------ Task material ------
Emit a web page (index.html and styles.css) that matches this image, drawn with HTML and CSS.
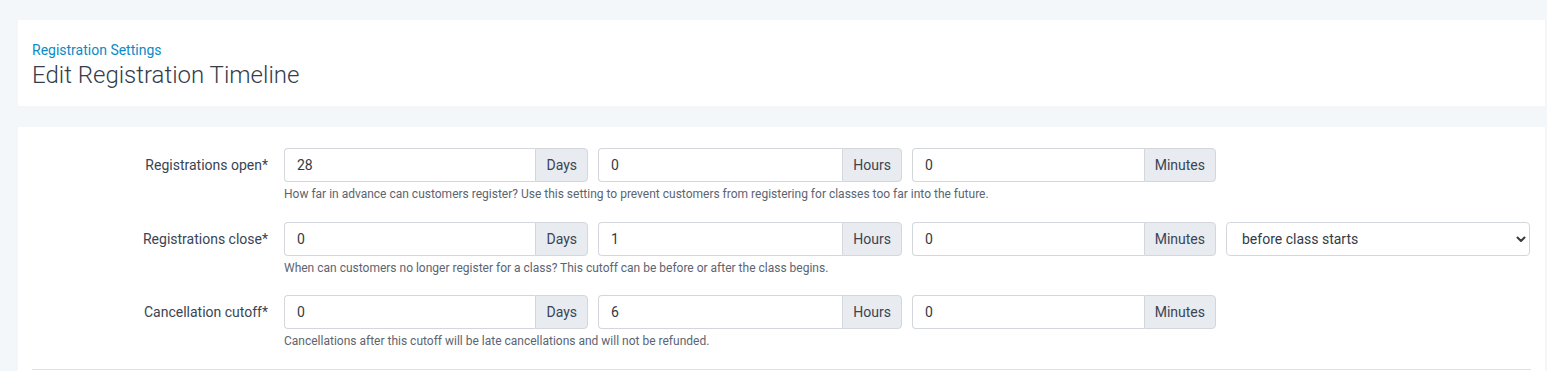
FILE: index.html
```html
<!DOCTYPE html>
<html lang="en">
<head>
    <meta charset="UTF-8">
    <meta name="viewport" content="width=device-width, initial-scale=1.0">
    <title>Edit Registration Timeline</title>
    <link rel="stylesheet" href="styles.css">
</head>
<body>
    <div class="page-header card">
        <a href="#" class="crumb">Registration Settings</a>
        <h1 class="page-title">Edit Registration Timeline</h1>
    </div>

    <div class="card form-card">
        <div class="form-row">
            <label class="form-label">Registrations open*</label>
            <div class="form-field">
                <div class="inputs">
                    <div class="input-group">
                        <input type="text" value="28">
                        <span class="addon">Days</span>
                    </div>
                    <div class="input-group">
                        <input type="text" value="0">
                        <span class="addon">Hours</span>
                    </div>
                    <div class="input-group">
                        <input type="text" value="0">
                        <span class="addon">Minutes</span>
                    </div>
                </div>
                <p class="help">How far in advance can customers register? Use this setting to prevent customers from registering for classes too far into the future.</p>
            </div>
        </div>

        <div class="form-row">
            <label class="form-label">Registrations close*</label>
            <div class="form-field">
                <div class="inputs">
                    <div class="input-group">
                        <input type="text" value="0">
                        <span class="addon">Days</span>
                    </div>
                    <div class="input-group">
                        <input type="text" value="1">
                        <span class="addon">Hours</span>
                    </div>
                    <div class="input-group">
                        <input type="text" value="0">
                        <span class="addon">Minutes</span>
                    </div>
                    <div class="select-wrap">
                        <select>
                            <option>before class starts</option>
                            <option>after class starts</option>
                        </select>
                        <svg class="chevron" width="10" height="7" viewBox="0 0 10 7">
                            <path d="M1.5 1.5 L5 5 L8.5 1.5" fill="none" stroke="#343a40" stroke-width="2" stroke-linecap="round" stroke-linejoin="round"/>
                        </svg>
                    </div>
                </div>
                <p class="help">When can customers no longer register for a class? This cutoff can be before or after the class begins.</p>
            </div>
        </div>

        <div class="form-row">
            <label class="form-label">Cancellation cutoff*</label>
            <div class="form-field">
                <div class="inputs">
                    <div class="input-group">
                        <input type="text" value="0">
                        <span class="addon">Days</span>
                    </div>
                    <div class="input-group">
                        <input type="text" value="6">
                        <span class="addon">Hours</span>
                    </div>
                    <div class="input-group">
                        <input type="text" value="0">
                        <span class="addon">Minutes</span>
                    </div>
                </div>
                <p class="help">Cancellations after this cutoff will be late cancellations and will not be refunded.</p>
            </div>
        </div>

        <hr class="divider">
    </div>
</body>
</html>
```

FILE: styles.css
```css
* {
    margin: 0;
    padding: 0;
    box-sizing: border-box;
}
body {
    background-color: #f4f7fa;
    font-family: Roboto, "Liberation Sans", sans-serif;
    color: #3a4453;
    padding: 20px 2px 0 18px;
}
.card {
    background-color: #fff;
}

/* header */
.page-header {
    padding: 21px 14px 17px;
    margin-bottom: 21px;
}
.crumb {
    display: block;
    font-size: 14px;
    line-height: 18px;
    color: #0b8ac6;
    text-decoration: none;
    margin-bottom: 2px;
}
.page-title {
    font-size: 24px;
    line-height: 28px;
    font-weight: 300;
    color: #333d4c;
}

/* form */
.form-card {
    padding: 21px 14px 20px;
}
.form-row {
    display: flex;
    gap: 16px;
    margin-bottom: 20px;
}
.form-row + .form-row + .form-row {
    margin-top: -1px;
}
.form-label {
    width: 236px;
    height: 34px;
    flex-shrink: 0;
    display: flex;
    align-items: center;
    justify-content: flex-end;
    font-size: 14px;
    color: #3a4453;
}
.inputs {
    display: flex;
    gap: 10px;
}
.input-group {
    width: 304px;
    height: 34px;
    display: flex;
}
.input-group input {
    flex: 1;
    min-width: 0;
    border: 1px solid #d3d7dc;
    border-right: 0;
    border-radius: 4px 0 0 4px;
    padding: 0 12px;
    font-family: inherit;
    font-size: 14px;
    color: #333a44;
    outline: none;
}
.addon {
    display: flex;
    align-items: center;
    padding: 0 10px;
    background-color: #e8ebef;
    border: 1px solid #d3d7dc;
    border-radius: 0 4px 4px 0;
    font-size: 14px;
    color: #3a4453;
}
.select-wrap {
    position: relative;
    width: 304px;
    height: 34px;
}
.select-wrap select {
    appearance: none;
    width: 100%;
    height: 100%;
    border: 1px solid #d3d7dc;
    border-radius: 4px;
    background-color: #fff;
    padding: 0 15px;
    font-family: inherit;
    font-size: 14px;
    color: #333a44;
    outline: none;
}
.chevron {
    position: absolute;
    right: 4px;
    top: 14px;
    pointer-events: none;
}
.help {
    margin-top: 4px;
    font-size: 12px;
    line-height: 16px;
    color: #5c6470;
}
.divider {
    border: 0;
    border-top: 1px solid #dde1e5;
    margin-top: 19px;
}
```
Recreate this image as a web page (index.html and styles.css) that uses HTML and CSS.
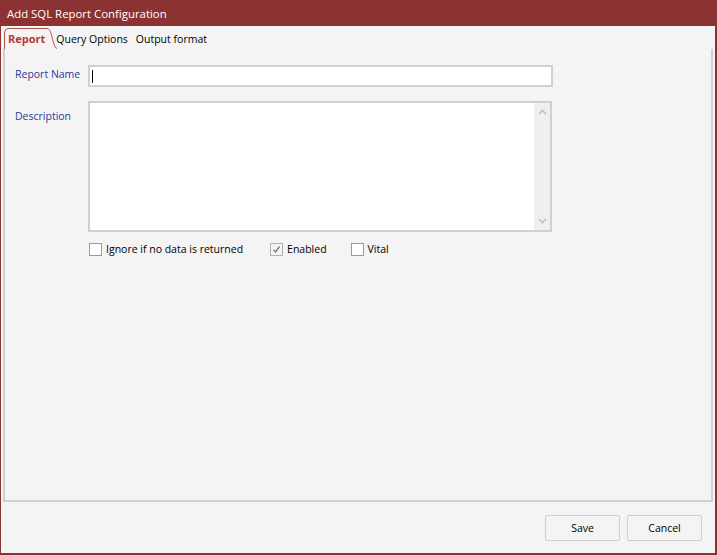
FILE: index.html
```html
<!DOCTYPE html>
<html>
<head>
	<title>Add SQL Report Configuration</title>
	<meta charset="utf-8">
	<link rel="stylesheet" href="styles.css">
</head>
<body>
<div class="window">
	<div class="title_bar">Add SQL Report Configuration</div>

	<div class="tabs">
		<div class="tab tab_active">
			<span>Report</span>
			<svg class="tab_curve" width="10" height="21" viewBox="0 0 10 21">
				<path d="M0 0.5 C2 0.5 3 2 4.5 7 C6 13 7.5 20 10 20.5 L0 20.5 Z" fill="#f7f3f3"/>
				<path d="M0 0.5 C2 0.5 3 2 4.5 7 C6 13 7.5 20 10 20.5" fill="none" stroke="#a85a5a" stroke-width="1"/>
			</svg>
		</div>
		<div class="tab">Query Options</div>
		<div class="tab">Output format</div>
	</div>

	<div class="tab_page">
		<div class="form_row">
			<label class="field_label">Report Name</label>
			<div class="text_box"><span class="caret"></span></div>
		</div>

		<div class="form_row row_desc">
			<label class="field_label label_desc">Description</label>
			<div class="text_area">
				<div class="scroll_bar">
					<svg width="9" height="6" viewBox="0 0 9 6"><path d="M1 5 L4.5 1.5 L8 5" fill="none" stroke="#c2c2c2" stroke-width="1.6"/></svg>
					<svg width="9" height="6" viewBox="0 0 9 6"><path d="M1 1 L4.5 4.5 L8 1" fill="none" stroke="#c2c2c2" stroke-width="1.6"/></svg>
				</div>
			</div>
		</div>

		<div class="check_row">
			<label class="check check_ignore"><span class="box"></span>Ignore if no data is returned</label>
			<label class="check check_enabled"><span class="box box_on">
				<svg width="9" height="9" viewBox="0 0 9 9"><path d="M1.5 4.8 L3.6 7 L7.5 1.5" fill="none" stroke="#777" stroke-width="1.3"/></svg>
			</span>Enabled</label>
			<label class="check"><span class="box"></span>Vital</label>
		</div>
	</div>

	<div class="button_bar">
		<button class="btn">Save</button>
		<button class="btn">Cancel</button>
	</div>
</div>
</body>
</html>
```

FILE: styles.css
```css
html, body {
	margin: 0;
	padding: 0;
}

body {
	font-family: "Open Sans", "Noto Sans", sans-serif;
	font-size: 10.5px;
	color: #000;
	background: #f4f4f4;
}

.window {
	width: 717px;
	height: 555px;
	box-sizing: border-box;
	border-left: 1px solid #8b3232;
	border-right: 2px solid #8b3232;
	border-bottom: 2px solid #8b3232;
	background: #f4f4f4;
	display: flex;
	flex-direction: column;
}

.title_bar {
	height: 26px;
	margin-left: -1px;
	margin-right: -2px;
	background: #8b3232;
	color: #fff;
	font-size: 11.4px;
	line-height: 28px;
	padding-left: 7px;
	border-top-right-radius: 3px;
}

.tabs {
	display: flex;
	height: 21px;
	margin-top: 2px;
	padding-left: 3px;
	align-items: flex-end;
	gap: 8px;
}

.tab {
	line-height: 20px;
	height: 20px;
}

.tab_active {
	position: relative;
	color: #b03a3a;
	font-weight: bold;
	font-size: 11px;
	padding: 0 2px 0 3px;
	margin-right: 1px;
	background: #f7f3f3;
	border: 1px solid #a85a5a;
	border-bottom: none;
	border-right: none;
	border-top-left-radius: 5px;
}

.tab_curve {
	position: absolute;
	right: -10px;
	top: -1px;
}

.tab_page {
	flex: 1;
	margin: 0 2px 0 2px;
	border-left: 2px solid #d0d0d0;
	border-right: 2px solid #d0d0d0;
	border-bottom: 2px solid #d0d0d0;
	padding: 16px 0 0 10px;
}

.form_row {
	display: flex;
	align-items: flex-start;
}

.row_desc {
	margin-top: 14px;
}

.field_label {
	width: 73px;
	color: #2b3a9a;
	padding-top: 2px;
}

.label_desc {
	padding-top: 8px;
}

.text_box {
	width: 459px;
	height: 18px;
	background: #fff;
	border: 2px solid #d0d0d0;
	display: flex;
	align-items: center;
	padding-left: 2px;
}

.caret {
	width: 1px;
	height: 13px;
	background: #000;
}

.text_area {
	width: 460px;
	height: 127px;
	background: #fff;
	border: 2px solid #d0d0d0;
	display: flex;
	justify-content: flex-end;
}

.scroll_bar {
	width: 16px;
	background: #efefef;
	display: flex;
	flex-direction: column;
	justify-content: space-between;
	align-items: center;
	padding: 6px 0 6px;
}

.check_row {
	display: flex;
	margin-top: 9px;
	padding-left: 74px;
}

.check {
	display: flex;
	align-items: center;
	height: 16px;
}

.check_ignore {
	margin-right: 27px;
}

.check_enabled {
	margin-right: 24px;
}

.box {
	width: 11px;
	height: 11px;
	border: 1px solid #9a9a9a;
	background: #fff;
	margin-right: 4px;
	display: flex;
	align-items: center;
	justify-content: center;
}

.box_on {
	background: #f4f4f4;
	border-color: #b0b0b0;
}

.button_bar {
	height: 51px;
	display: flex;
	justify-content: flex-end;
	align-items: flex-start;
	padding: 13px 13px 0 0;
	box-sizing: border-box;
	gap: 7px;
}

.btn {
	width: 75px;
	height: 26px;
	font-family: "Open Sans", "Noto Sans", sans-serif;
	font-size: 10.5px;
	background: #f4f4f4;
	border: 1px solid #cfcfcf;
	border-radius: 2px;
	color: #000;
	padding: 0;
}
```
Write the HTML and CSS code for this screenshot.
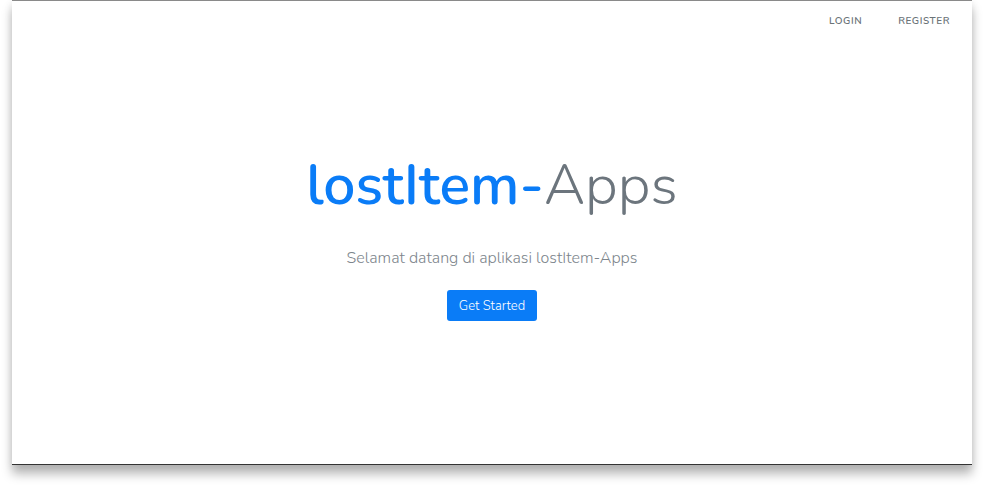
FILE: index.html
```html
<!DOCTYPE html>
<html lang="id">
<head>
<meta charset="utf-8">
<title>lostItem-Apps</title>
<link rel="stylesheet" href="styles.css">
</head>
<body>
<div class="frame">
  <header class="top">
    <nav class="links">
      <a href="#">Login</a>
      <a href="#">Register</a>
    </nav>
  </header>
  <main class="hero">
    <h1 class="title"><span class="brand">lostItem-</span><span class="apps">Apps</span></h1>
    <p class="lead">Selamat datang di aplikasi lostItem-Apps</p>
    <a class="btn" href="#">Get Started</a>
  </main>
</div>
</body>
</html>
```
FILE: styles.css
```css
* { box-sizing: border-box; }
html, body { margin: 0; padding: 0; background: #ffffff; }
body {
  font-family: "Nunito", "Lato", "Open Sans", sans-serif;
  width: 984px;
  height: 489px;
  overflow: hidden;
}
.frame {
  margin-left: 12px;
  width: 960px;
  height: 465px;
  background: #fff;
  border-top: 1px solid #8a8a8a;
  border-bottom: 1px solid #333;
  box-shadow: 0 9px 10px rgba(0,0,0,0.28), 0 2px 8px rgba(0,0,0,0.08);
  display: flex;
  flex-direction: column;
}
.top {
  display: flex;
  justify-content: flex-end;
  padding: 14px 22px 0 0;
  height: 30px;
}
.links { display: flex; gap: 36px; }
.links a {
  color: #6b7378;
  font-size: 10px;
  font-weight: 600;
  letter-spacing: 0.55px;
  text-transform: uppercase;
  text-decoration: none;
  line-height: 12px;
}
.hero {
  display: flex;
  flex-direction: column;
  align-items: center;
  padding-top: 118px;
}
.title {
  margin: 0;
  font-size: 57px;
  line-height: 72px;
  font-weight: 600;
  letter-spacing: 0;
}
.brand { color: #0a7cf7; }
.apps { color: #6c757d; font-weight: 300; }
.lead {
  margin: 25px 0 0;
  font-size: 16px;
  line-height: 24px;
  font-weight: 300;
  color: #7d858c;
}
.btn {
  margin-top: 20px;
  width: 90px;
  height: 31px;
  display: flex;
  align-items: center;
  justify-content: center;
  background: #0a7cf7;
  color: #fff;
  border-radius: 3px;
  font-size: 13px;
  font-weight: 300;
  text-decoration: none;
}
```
------
Copy out each line in the preceding records that contains "image".

Result of this task »
Emit a web page (index.html and styles.css) that matches this image, drawn with HTML and CSS.
Recreate this image as a web page (index.html and styles.css) that uses HTML and CSS.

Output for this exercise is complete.